The book that most influenced my own life course is “Wilderness and the American Mind”, written by Roderick Nash, a professor at UC Santa Barbara, and the founder of one of the nation’s first college environmental studies programs. Nash was one of many local scholars, leaders and activists whose collective efforts brought much of the world into a much greater state of awareness of the need for environmental stewardship and the legal and governmental teeth to make it happen.
Can I finally say that my roller coaster ride through California mountains is done? I think so. The next 63 miles of today’s ride was flat—I no longer call little 200 foot rises “hills” anymore. From where I dropped out of the mountains at Gaviota this morning, to the beach park at the Mexican border, is about 275 miles of flat.
To sum up, today I cycled through one of the most interesting, and to my mind one of the most positively influential, places on the planet. And the weather was nice, as it apparently almost always is.
I rolled into the Clocktower Inn in Ventura at about 6:30 PM, having covered 85.4 miles, my greatest daily distance of this ride. My habit has become to eat big during the day and light in the evening, which tonight took the form of a spinach, avocado and chicken salad swished down with a locally brewed Mexican-style lager. There have been evenings when “light” meant three hard shell tacos from Taco Bell. This was much better.
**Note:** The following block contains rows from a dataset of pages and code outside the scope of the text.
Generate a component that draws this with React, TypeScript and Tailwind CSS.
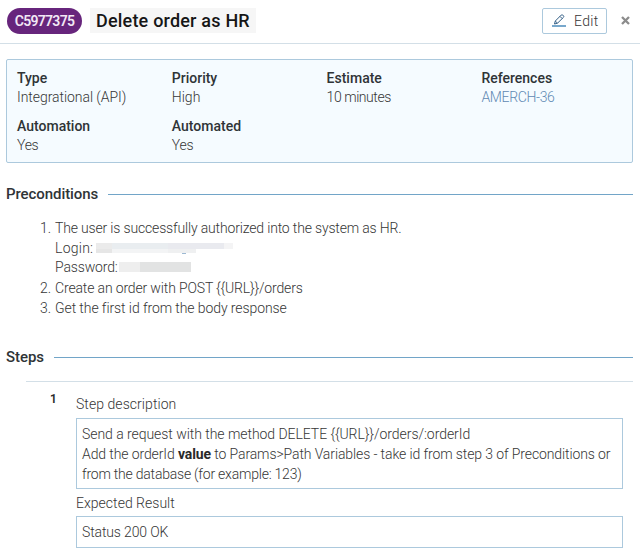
import type { ReactNode } from "react";

type FieldProps = { label: ReactNode; value: ReactNode; link?: boolean };

function Field({ label, value, link }: FieldProps) {
  return (
    <div className="h-12 w-[154.8px] shrink-0">
      <div className="h-5 text-[14px] leading-5 font-medium text-[#2f3437]">{label}</div>
      <div className={link ? "h-5 leading-[19px] text-[#6089b3]" : "h-5 leading-[19px]"}>{value}</div>
    </div>
  );
}

function SectionTitle({ children }: { children: ReactNode }) {
  return (
    <div className="flex h-5 items-center">
      <h2 className="mr-[10px] text-[15px] leading-5 font-medium tracking-[-0.07px] text-[#2f3437]">{children}</h2>
      <div className="h-px flex-1 bg-[#72a5c8]" />
    </div>
  );
}

export default function App() {
  return (
    <div className="h-[557px] w-[640px] overflow-hidden bg-white font-['Roboto',sans-serif] text-[14px] font-[350] whitespace-nowrap text-[#363636]">
      <header className="flex h-11 items-start border-b border-[#d3dfe7] pt-2 pl-[7px]">
        <div className="flex h-[26px] w-[75px] items-center justify-center rounded-full bg-[#67257c] text-[14px] font-semibold text-[#f2e8f5]">
          <span className="tracking-[-0.7px]">C5977375</span>
        </div>
        <div className="ml-2 flex h-[25px] w-[166px] items-center bg-[#f6f6f6] pl-[6px] text-[18px] font-medium text-[#161616]">
          <span className="tracking-[0.2px]">Delete order as HR</span>
        </div>
        <button className="ml-auto flex h-[26px] w-[65px] items-center rounded-[2px] border border-[#acc9dd] pl-[9px]">
          <svg width="14" height="14" viewBox="0 0 14 14" fill="none">
            <path d="M2.5 10 3.3 7 9.2 1.1Q10 .4 10.8 1.1L11.5 1.8Q12.2 2.6 11.4 3.4L5.5 9.2 2.5 10ZM8 2.4 10.2 4.6M3.4 7.1 5.4 9.1" stroke="#356087" strokeWidth="1" />
            <path d="M0 12H14" stroke="#78a8cc" strokeWidth="2" />
          </svg>
          <span className="ml-[8px] tracking-[0.3px]">Edit</span>
        </button>
        <svg className="mt-[8px] mr-[10px] ml-[14px]" width="9" height="9" viewBox="0 0 9 9">
          <path d="M1 1 8 8M8 1 1 8" stroke="#8c8c8c" strokeWidth="2.3" />
        </svg>
      </header>

      <main className="px-[6px] pt-[15px]">
        <section className="flex h-[104px] w-[627px] flex-wrap content-start rounded-[2px] border border-[#acc9dd] bg-[#f5fbff] pt-2 pl-[10px]">
          <Field label="Type" value={<span className="tracking-[-0.06px]">Integrational (API)</span>} />
          <Field label="Priority" value="High" />
          <Field label="Estimate" value={<span className="tracking-[-0.45px]">10 minutes</span>} />
          <div className="w-[148px]">
            <Field label="References" value={<span className="tracking-[-0.35px]">AMERCH-36</span>} link />
          </div>
          <Field label="Automation" value={<span className="tracking-[-0.3px]">Yes</span>} />
          <Field label="Automated" value={<span className="tracking-[-0.3px]">Yes</span>} />
        </section>

        <section className="mt-[21px] w-[627px]">
          <SectionTitle>Preconditions</SectionTitle>
          <ol className="mt-[14px] pl-[34px] leading-5">
            <li className="mb-px flex">
              <span className="w-[15px]">1.</span>
              <div>
                <div className="h-5"><span className="tracking-[-0.165px]">The user is successfully authorized into the system as HR.</span></div>
                <div className="flex h-[19px]">
                  <span className="w-[41px] tracking-[0.25px]">Login:</span>
                  <div className="mt-[5px]">
                    <div className="flex h-[6px]">
                      <div className="w-[16px] bg-[#ebebeb]" />
                      <div className="w-[56px] bg-[#e9edf0]" />
                      <div className="w-[56px] bg-[#e9eaef]" />
                      <div className="w-[9px] bg-[#f4f4f5]" />
                    </div>
                    <div className="flex h-1">
                      <div className="w-[16px] bg-[#e6e6e6]" />
                      <div className="w-[56px] bg-[#f3f4f5]" />
                      <div className="w-[28px] bg-[#eff0f1]" />
                    </div>
                    <div className="ml-[86px] h-px w-1 bg-[#9db9d3]" />
                  </div>
                </div>
                <div className="flex h-5">
                  <span className="w-[64px] tracking-[-0.15px]">Password:</span>
                  <div className="mt-[5px] flex h-[10px]">
                    <div className="w-[21px] bg-[#eeeeee]" />
                    <div className="w-[51px] bg-[#e2e3e3]" />
                  </div>
                </div>
              </div>
            </li>
            <li className="flex"><span className="w-[15px]">2.</span><span className="tracking-[-0.15px]">Create an order with POST {"{{URL}}"}/orders</span></li>
            <li className="flex"><span className="w-[15px]">3.</span><span className="tracking-[-0.09px]">Get the first id from the body response</span></li>
          </ol>
        </section>

        <section className="mt-[29px] w-[627px]">
          <SectionTitle>Steps</SectionTitle>
          <div className="mt-[14px] ml-5 flex border-t border-[#d3dfe7] pt-[7px]">
            <div className="w-[50px] pl-[24px] text-[12px] leading-5 font-semibold text-[#292929]">1</div>
            <div className="w-[547px] pt-[5px] leading-5">
              <div className="tracking-[0.06px]">Step description</div>
              <div className="mt-[4px] h-[71px] border border-[#acc9dd] pt-[5px] pl-[5px]">
                <div><span className="tracking-[-0.05px]">Send a request with the method DELETE {"{{URL}}"}/orders/:orderId</span></div>
                <div><span className="tracking-[-0.11px]">Add the orderId <b className="font-bold text-[#292929]">value</b> to Params&gt;Path Variables - take id from step 3 of Preconditions or</span></div>
                <div><span className="tracking-[-0.22px]">from the database (for example: 123)</span></div>
              </div>
              <div className="mt-[4px] tracking-[0.02px]">Expected Result</div>
              <div className="mt-[3px] h-8 border border-[#acc9dd] pt-[5px] pl-[5px]"><span className="tracking-[-0.14px]">Status 200 OK</span></div>
            </div>
          </div>
        </section>
      </main>
    </div>
  );
}
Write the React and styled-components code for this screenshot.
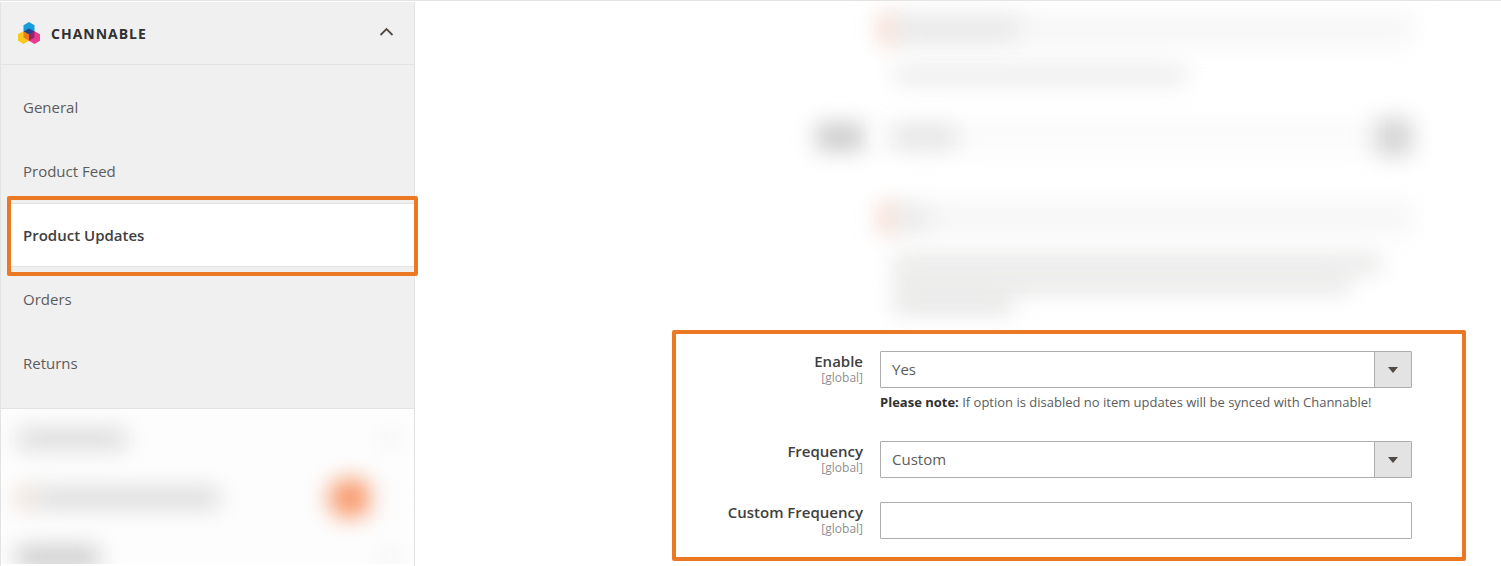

Tomorrow it’s on through Malibu and into the LA metropolis proper. Fitness-wise, I am now fully recovering with one night’s sleep, even from even long days like today. Tomorrow, I’ll just push as far south as I can, and see where I end up. The “275 miles of flat” I mentioned above was from when I first hit the beach this morning. From Ventura I have just over 200 miles to go, depending on twists and turns through the LA basin. Three more days! It’s Monday. I should look over the border into Mexico on Thursday, Friday at the latest.